In 2018 Qualcomm met with hundreds of reporters and analysts on the sunny beaches of Maui to talk about how 5G would change the world in 2019-2020. The hype level was high. Then, reality hit. Network rollouts were met with delays, you needed a map to find coverage and consumers ended up more confused than excited.
5G promises to significantly increase cellular the speeds, coverage and responsiveness of wireless networks. It can run 10 to 100 times faster than a typical cellular connection that is offered today, and it’ll also boost how fast a device will connect to the network with speeds as quick as a millisecond to start your download or upload. It’s the most significant advance in mobile network technology since the introduction of 4G a decade ago, and it could have major implications for how we live.
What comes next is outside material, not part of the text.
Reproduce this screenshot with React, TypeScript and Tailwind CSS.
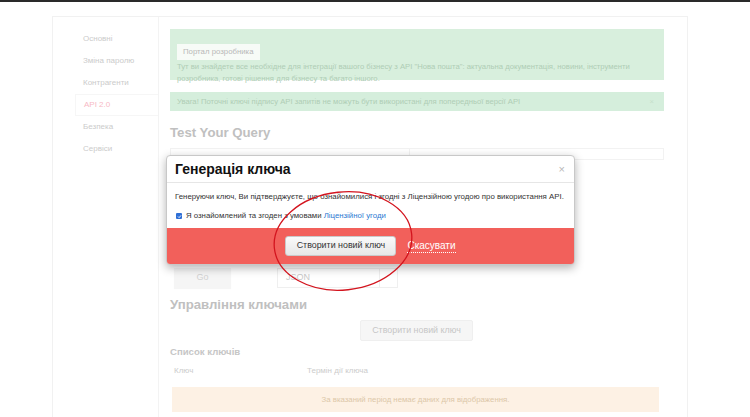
import React from "react";

const font = { fontFamily: '"Liberation Sans", Arial, "Noto Sans", sans-serif' };

export default function App() {
  const side = ["Основні", "Зміна паролю", "Контрагенти", "API 2.0", "Безпека", "Сервіси"];
  return (
    <div className="relative w-[750px] h-[417px] overflow-hidden bg-white" style={font}>
      <div className="h-[2px] bg-[#2a2a2a]" />
      <div className="ml-[52px] mt-[14px] w-[636px] h-[420px] border border-[#f1f1f1] flex">
        {/* sidebar */}
        <div className="w-[106px] border-r border-[#f3f3f3] pt-[11px]">
          {side.map((s) =>
            s === "API 2.0" ? (
              <div
                key={s}
                className="h-[22px] flex items-center ml-[22px] pl-[8px] text-[8px] text-[#f7b9c5] border-y border-l border-[#f6f6f6]"
              >
                {s}
              </div>
            ) : (
              <div key={s} className="h-[22px] flex items-center pl-[30px] text-[8px] text-[#cbcbcb]">
                {s}
              </div>
            )
          )}
        </div>
        {/* content */}
        <div className="flex-1 pl-[11px] pr-[23px] pt-[12px] flex flex-col">
          <div className="h-[51px] bg-[#d8efdd] pl-[7px] pr-[20px] pt-[8px]">
            <div className="inline-flex h-[16px] items-center px-[6px] bg-[#f7fbf7] text-[7.8px] text-[#b8b8b8]">
              Портал розробника
            </div>
            <div className="text-[7.7px] leading-[12px] text-[#afcdb5]">
              Тут ви знайдете все необхідне для інтеграції вашого бізнесу з API "Нова пошта": актуальна документація, новини, інструменти розробника, готові рішення для бізнесу та багато іншого.
            </div>
          </div>
          <div className="mt-[12px] h-[19px] bg-[#d5eedc] pl-[7px] pr-[10px] flex items-center justify-between text-[7.7px] text-[#afcdb5]">
            <span>Увага! Поточні ключі підпису API запитів не можуть бути використані для попередньої версії API</span>
            <span className="text-[#c6dfca]">×</span>
          </div>
          <div className="mt-[14px] h-[16px] leading-[16px] text-[13.2px] font-bold text-[#c0c0c0]">Test Your Query</div>
          <div className="mt-[7px] h-[12px] flex">
            <div className="w-[240px] border border-[#f2f2f2]" />
            <div className="flex-1 border border-[#f2f2f2] border-l-0" />
          </div>
          <div className="mt-[108px] h-[20px] flex items-center">
            <div className="ml-[4px] w-[57px] h-[20px] bg-[#f5f5f5] shadow-[0_1px_1px_rgba(0,0,0,0.04)] flex items-center justify-center text-[9px] text-[#d2d2d2]">
              Go
            </div>
            <div className="ml-[46px] w-[103px] h-[20px] border border-[#efefef] flex items-center pl-[8px] text-[9px] text-[#c8c8c8]">
              JSON
            </div>
            <div className="w-[18px] h-[20px] border border-l-0 border-[#efefef]" />
          </div>
          <div className="mt-[9px] h-[16px] leading-[16px] text-[13.2px] font-bold text-[#c0c0c0]">Управління ключами</div>
          <div className="mt-[7px] h-[21px] flex">
            <div className="ml-[190px] w-[113px] h-[21px] bg-[#f6f6f6] border border-[#efefef] rounded-[2px] flex items-center justify-center text-[8.9px] text-[#c6c6c6]">
              Створити новий ключ
            </div>
          </div>
          <div className="mt-[5px] h-[12px] leading-[12px] text-[9.6px] font-bold text-[#c6c6c6]">Список ключів</div>
          <div className="mt-[7px] h-[12px] flex items-center text-[8px] text-[#cccccc]">
            <span className="ml-[4px] w-[133px]">Ключ</span>
            <span>Термін дії ключа</span>
          </div>
          <div className="mt-[10px] ml-[2px] w-[487px] h-[25px] bg-[#fdf1e4] flex items-center justify-center text-[7.8px] text-[#dcc7a8]">
            За вказаний період немає даних для відображення.
          </div>
        </div>
      </div>

      {/* modal */}
      <div className="absolute left-[166px] top-[155px] w-[409px] h-[110px] bg-white border border-[#c8c8c8] rounded-[4px] shadow-[0_3px_10px_rgba(0,0,0,0.3)] overflow-hidden flex flex-col">
        <div className="h-[27px] border-b border-[#e6e6e6] flex items-center justify-between pl-[8px] pr-[9px]">
          <span className="text-[14px] font-bold text-[#111]">Генерація ключа</span>
          <span className="text-[11px] text-[#b8b8b8]">×</span>
        </div>
        <div className="h-[20px] mt-[4px] flex items-center pl-[8px] text-[7.85px] text-[#333] whitespace-nowrap">
          Генеруючи ключ, Ви підтверджуєте, що ознайомилися і згодні з Ліцензійною угодою про використання API.
        </div>
        <div className="h-[18px] flex items-center pl-[9px] text-[7.8px] text-[#333]">
          <span className="w-[6px] h-[6px] mr-[4px] rounded-[1px] bg-[#2f6fd6] flex items-center justify-center">
            <svg width="5" height="5" viewBox="0 0 10 10">
              <path d="M2 5 L4.2 7.2 L8 2.8" stroke="white" strokeWidth="1.8" fill="none" />
            </svg>
          </span>
          Я ознайомлений та згоден з умовами&nbsp;<span className="text-[#2b79d2]">Ліцензійної угоди</span>
        </div>
        <div className="mt-auto h-[36px] bg-[#f2605b] flex items-center justify-center gap-[11px]">
          <div className="w-[111px] h-[20px] rounded-[3px] border border-[#c9c9c9] bg-gradient-to-b from-[#fafafa] to-[#e7e7e7] flex items-center justify-center text-[8.9px] text-[#333]">
            Створити новий ключ
          </div>
          <span className="text-[10px] text-white border-b border-dotted border-white leading-[12px]">Скасувати</span>
        </div>
      </div>

      {/* annotation ellipse */}
      <svg className="absolute left-0 top-0 pointer-events-none" width="750" height="417">
        <ellipse cx="343" cy="241" rx="69" ry="49" fill="none" stroke="#d3141e" strokeWidth="1.3" transform="rotate(-6 343 241)" />
      </svg>
    </div>
  );
}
But for now, a lot of those promises remain unfulfilled. That hasn’t deterred Amon’s enthusiasm for the technology.
“You could argue that 200 million could be conservative, especially looking at China,” Amon said in an interview with CNET on Tuesday.
That’s an ambitious declaration for a technology that’s really just getting started. Even in Hawaii, at the Snapdragon Tech Summit, there are some doubts. “I don’t think it’s going to be mainstream,” said Creative Strategies analyst Carolina Milanesi. “But by the end of 2020, we will have a better feel for what living in a 5G world would look like.”